+++ Given information
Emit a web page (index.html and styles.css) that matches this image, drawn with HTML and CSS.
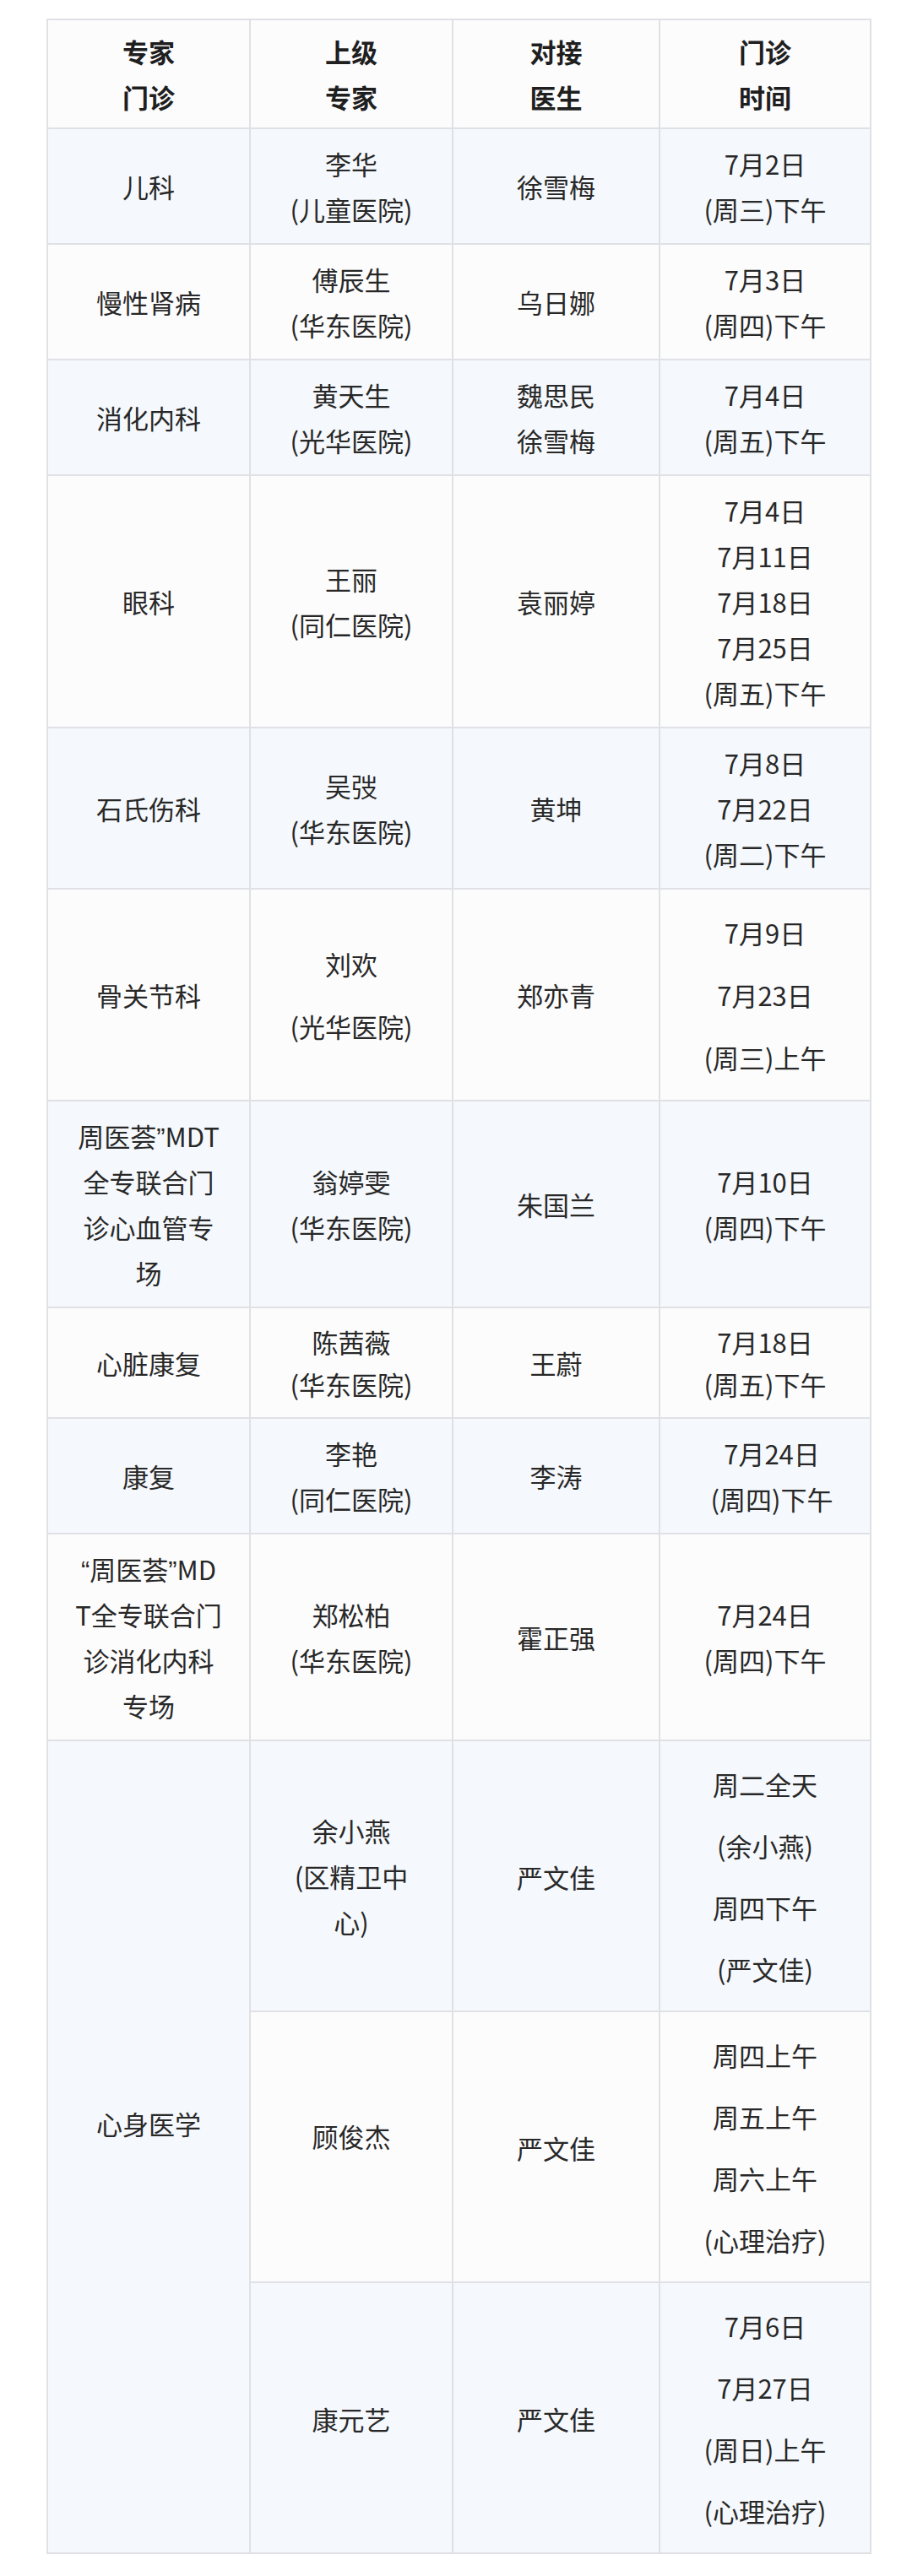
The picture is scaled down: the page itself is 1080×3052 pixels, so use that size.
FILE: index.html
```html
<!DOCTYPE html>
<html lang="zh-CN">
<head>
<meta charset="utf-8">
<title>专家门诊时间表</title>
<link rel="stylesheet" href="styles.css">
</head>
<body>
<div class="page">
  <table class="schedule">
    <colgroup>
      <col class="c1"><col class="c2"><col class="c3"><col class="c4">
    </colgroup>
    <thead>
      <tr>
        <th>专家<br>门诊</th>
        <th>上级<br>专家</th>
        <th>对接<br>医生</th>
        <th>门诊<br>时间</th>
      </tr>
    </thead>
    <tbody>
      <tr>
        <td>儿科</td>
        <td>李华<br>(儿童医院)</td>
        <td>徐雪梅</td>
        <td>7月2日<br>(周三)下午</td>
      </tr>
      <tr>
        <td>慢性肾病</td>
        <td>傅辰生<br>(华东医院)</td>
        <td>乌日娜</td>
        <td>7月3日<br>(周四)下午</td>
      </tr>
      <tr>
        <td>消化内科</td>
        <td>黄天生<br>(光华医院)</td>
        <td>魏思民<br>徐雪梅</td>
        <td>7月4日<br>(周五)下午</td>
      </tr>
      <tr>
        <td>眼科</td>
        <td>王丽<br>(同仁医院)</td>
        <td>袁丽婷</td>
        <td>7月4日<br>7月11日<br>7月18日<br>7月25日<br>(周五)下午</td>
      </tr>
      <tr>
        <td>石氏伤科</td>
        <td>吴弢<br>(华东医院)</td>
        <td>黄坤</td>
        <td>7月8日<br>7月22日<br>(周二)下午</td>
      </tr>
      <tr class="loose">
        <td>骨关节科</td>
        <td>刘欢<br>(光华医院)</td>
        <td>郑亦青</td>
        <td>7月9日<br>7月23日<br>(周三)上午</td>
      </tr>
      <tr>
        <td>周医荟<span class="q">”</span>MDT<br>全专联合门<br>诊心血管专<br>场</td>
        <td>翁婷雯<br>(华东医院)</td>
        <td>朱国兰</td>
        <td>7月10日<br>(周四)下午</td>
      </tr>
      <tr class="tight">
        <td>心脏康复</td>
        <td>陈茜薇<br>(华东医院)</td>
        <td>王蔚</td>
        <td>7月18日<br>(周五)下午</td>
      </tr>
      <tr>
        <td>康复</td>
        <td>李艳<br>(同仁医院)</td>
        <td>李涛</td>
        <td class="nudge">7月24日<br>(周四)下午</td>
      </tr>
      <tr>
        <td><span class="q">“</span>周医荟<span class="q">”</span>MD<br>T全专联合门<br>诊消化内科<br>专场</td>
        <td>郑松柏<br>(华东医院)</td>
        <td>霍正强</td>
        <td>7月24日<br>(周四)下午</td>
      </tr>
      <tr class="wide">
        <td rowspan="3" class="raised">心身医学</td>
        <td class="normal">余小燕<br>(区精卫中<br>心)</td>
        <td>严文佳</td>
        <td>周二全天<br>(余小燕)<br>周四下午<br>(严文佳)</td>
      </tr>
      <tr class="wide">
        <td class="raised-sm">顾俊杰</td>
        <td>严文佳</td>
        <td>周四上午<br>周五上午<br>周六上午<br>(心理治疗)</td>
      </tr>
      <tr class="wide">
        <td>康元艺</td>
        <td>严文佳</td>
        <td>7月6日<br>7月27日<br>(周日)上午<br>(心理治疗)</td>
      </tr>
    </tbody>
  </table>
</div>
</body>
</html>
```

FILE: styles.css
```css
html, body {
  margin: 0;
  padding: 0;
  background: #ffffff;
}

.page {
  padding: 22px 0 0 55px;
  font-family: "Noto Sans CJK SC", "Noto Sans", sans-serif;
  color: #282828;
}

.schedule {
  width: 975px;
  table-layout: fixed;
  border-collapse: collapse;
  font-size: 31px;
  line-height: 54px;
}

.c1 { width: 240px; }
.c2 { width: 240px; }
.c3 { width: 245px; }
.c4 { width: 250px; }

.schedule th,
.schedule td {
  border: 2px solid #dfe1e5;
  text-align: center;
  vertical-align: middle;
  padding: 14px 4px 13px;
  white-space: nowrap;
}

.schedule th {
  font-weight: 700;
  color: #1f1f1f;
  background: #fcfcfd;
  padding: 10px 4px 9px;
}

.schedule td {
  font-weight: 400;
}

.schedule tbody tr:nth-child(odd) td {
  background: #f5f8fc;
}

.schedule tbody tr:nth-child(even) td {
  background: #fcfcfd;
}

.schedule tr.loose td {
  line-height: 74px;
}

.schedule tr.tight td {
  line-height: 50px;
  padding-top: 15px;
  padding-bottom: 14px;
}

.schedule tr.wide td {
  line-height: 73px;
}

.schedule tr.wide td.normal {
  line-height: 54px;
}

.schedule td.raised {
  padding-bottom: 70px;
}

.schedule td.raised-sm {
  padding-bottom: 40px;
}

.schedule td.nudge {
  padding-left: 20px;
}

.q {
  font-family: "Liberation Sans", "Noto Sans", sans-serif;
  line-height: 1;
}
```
++++++
▶ [Exercise directions]: From start to finish, output the listing exactly, but omit its pictures.

▶ [Solved exercise]:
Emit a web page (index.html and styles.css) that matches this image, drawn with HTML and CSS.
The picture is scaled down: the page itself is 1080×3052 pixels, so use that size.
FILE: index.html
```html
<!DOCTYPE html>
<html lang="zh-CN">
<head>
<meta charset="utf-8">
<title>专家门诊时间表</title>
<link rel="stylesheet" href="styles.css">
</head>
<body>
<div class="page">
  <table class="schedule">
    <colgroup>
      <col class="c1"><col class="c2"><col class="c3"><col class="c4">
    </colgroup>
    <thead>
      <tr>
        <th>专家<br>门诊</th>
        <th>上级<br>专家</th>
        <th>对接<br>医生</th>
        <th>门诊<br>时间</th>
      </tr>
    </thead>
    <tbody>
      <tr>
        <td>儿科</td>
        <td>李华<br>(儿童医院)</td>
        <td>徐雪梅</td>
        <td>7月2日<br>(周三)下午</td>
      </tr>
      <tr>
        <td>慢性肾病</td>
        <td>傅辰生<br>(华东医院)</td>
        <td>乌日娜</td>
        <td>7月3日<br>(周四)下午</td>
      </tr>
      <tr>
        <td>消化内科</td>
        <td>黄天生<br>(光华医院)</td>
        <td>魏思民<br>徐雪梅</td>
        <td>7月4日<br>(周五)下午</td>
      </tr>
      <tr>
        <td>眼科</td>
        <td>王丽<br>(同仁医院)</td>
        <td>袁丽婷</td>
        <td>7月4日<br>7月11日<br>7月18日<br>7月25日<br>(周五)下午</td>
      </tr>
      <tr>
        <td>石氏伤科</td>
        <td>吴弢<br>(华东医院)</td>
        <td>黄坤</td>
        <td>7月8日<br>7月22日<br>(周二)下午</td>
      </tr>
      <tr class="loose">
        <td>骨关节科</td>
        <td>刘欢<br>(光华医院)</td>
        <td>郑亦青</td>
        <td>7月9日<br>7月23日<br>(周三)上午</td>
      </tr>
      <tr>
        <td>周医荟<span class="q">”</span>MDT<br>全专联合门<br>诊心血管专<br>场</td>
        <td>翁婷雯<br>(华东医院)</td>
        <td>朱国兰</td>
        <td>7月10日<br>(周四)下午</td>
      </tr>
      <tr class="tight">
        <td>心脏康复</td>
        <td>陈茜薇<br>(华东医院)</td>
        <td>王蔚</td>
        <td>7月18日<br>(周五)下午</td>
      </tr>
      <tr>
        <td>康复</td>
        <td>李艳<br>(同仁医院)</td>
        <td>李涛</td>
        <td class="nudge">7月24日<br>(周四)下午</td>
      </tr>
      <tr>
        <td><span class="q">“</span>周医荟<span class="q">”</span>MD<br>T全专联合门<br>诊消化内科<br>专场</td>
        <td>郑松柏<br>(华东医院)</td>
        <td>霍正强</td>
        <td>7月24日<br>(周四)下午</td>
      </tr>
      <tr class="wide">
        <td rowspan="3" class="raised">心身医学</td>
        <td class="normal">余小燕<br>(区精卫中<br>心)</td>
        <td>严文佳</td>
        <td>周二全天<br>(余小燕)<br>周四下午<br>(严文佳)</td>
      </tr>
      <tr class="wide">
        <td class="raised-sm">顾俊杰</td>
        <td>严文佳</td>
        <td>周四上午<br>周五上午<br>周六上午<br>(心理治疗)</td>
      </tr>
      <tr class="wide">
        <td>康元艺</td>
        <td>严文佳</td>
        <td>7月6日<br>7月27日<br>(周日)上午<br>(心理治疗)</td>
      </tr>
    </tbody>
  </table>
</div>
</body>
</html>
```

FILE: styles.css
```css
html, body {
  margin: 0;
  padding: 0;
  background: #ffffff;
}

.page {
  padding: 22px 0 0 55px;
  font-family: "Noto Sans CJK SC", "Noto Sans", sans-serif;
  color: #282828;
}

.schedule {
  width: 975px;
  table-layout: fixed;
  border-collapse: collapse;
  font-size: 31px;
  line-height: 54px;
}

.c1 { width: 240px; }
.c2 { width: 240px; }
.c3 { width: 245px; }
.c4 { width: 250px; }

.schedule th,
.schedule td {
  border: 2px solid #dfe1e5;
  text-align: center;
  vertical-align: middle;
  padding: 14px 4px 13px;
  white-space: nowrap;
}

.schedule th {
  font-weight: 700;
  color: #1f1f1f;
  background: #fcfcfd;
  padding: 10px 4px 9px;
}

.schedule td {
  font-weight: 400;
}

.schedule tbody tr:nth-child(odd) td {
  background: #f5f8fc;
}

.schedule tbody tr:nth-child(even) td {
  background: #fcfcfd;
}

.schedule tr.loose td {
  line-height: 74px;
}

.schedule tr.tight td {
  line-height: 50px;
  padding-top: 15px;
  padding-bottom: 14px;
}

.schedule tr.wide td {
  line-height: 73px;
}

.schedule tr.wide td.normal {
  line-height: 54px;
}

.schedule td.raised {
  padding-bottom: 70px;
}

.schedule td.raised-sm {
  padding-bottom: 40px;
}

.schedule td.nudge {
  padding-left: 20px;
}

.q {
  font-family: "Liberation Sans", "Noto Sans", sans-serif;
  line-height: 1;
}
```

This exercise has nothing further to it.